Instructions to follow » Retype verbatim only the lines below, starting at the one that contains "Convert this screenshot" and ending at the one that contains "import React from 'react';". Pictures are excluded from the copy.

start

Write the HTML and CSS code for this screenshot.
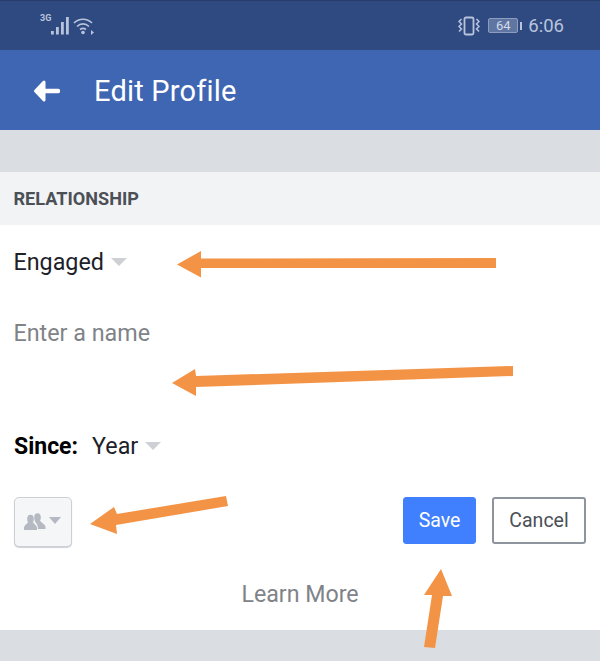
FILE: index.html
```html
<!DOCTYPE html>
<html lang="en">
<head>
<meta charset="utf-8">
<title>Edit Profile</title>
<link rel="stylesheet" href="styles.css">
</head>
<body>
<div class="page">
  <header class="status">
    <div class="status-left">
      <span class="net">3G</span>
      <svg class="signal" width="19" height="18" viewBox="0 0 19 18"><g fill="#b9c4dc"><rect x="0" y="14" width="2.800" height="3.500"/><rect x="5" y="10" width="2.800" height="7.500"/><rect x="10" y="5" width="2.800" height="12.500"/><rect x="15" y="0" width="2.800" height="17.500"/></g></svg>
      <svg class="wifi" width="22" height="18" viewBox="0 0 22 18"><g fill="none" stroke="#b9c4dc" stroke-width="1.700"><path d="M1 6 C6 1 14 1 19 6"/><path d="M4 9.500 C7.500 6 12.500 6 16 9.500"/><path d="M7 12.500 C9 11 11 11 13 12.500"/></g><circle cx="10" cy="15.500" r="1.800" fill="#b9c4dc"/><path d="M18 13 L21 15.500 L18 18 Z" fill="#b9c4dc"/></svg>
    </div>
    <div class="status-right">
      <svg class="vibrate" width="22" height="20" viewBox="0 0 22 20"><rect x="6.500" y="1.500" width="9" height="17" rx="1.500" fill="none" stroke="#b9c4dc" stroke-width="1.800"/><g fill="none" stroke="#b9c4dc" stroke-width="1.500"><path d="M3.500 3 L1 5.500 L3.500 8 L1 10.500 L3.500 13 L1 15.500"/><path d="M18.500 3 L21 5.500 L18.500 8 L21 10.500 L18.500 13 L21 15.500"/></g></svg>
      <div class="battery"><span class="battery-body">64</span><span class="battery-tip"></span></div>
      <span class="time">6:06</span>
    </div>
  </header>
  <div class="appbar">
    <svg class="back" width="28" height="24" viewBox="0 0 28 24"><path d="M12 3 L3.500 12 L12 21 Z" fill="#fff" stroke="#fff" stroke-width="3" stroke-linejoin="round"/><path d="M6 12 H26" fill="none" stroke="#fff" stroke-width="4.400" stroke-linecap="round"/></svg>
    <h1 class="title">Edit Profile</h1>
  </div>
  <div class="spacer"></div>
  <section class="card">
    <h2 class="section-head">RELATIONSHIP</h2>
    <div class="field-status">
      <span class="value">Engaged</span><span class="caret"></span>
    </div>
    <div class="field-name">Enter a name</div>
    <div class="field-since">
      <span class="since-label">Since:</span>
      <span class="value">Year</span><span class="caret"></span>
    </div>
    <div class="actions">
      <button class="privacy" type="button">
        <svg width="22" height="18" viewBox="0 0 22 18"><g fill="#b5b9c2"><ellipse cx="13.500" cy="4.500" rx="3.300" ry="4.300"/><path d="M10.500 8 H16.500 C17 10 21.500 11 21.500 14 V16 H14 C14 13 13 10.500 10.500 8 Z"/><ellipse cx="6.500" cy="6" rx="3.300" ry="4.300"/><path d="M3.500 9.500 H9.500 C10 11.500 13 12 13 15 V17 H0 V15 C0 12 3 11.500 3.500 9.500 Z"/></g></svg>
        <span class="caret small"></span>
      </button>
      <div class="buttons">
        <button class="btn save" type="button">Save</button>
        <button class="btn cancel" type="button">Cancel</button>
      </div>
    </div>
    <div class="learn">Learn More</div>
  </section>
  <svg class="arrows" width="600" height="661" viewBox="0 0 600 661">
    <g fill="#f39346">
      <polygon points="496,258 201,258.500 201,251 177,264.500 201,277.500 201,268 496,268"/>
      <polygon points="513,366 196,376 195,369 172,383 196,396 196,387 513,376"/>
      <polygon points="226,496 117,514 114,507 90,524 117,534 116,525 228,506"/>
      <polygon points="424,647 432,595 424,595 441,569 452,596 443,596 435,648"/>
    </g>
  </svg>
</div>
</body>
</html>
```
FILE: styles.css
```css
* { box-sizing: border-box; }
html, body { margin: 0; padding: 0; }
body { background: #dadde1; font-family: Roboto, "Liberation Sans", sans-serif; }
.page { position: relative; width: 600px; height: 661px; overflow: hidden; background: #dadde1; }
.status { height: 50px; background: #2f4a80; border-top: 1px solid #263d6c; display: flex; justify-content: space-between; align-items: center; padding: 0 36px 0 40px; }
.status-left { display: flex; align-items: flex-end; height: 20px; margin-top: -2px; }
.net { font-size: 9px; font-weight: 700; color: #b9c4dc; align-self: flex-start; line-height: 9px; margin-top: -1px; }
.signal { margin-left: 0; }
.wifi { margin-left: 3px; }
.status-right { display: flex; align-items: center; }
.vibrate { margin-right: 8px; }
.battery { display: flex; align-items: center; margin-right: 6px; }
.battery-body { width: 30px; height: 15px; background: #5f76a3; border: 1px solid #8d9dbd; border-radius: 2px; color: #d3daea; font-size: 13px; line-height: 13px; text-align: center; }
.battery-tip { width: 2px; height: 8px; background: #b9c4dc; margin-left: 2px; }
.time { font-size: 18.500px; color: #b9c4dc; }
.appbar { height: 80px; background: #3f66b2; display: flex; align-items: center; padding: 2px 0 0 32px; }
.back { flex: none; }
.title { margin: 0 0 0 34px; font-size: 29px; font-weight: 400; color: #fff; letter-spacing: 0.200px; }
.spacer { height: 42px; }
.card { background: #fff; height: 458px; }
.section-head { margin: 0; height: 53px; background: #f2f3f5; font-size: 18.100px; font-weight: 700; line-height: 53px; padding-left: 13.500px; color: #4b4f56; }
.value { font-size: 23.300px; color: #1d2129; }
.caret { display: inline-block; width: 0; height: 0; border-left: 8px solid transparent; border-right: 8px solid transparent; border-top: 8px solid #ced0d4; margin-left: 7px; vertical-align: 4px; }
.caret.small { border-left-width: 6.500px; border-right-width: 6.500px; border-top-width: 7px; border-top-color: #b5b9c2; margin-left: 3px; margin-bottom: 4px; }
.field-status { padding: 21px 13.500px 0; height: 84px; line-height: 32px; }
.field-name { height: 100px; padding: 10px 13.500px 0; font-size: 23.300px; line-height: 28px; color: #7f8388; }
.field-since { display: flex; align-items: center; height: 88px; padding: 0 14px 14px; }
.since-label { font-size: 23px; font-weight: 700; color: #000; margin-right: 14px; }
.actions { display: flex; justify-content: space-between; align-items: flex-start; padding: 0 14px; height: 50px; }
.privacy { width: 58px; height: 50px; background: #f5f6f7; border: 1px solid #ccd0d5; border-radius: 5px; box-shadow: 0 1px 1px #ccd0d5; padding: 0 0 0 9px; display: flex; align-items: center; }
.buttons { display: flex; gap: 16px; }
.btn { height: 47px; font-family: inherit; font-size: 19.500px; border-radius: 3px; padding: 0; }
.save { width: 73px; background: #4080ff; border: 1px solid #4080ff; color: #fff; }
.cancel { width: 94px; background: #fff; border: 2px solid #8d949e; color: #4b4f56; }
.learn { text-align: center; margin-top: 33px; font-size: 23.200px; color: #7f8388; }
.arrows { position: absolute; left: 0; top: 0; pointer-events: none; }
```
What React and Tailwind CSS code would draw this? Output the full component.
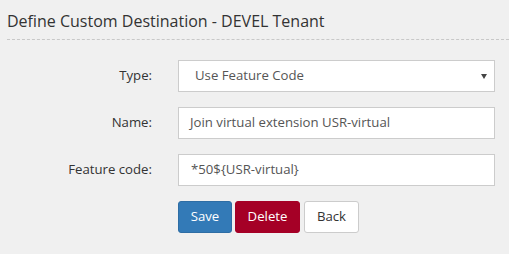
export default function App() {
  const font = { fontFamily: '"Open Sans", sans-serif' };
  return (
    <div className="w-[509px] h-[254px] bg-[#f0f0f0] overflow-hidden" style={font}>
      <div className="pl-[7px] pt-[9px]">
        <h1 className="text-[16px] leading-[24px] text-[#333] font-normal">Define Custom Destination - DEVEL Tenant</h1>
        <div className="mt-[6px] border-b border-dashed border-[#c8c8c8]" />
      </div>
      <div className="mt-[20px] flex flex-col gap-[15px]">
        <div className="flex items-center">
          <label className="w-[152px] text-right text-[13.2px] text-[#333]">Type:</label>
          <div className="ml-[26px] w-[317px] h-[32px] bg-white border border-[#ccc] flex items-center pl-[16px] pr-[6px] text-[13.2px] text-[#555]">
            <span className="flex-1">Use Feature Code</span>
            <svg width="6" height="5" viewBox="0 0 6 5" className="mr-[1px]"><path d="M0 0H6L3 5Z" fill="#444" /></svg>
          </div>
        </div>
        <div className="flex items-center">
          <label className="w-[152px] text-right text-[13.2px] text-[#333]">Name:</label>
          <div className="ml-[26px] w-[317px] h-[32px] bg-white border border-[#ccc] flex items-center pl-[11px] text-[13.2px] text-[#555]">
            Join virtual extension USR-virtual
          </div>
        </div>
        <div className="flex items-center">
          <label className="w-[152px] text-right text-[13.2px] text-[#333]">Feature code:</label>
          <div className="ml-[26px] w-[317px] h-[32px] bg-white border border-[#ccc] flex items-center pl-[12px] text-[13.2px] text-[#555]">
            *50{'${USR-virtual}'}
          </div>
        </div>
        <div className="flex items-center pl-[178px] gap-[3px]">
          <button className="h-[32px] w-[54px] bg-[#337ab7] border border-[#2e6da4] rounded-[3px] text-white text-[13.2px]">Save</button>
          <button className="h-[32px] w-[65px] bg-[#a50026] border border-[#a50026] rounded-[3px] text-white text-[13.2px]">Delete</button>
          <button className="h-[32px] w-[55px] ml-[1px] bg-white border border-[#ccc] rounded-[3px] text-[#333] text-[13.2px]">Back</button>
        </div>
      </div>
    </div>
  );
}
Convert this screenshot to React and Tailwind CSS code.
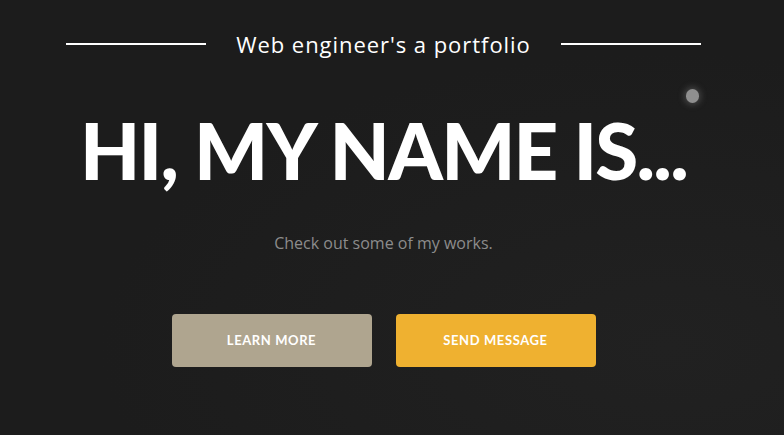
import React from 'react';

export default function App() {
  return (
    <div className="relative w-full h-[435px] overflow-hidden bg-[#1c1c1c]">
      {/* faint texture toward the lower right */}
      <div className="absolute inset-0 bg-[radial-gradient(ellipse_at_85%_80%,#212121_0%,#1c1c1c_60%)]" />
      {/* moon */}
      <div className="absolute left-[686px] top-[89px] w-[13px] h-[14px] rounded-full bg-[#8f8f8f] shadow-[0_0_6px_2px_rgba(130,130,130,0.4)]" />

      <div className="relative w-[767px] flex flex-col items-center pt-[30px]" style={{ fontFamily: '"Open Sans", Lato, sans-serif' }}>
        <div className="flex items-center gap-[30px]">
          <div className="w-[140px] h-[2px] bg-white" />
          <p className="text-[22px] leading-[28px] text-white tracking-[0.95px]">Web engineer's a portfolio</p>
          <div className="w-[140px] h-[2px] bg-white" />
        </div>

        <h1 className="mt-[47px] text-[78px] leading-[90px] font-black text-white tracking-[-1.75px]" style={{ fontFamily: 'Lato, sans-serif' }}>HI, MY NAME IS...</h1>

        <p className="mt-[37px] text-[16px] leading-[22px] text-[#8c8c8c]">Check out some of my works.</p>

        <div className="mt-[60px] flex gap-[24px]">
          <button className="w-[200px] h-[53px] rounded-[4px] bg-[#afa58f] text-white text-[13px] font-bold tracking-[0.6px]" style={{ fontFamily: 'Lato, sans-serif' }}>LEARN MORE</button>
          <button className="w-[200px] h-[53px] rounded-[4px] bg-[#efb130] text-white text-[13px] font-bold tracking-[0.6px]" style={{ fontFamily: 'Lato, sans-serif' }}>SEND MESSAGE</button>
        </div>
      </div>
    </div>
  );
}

end

Completed exercise »
Convert this screenshot to React and Tailwind CSS code.
import React from 'react';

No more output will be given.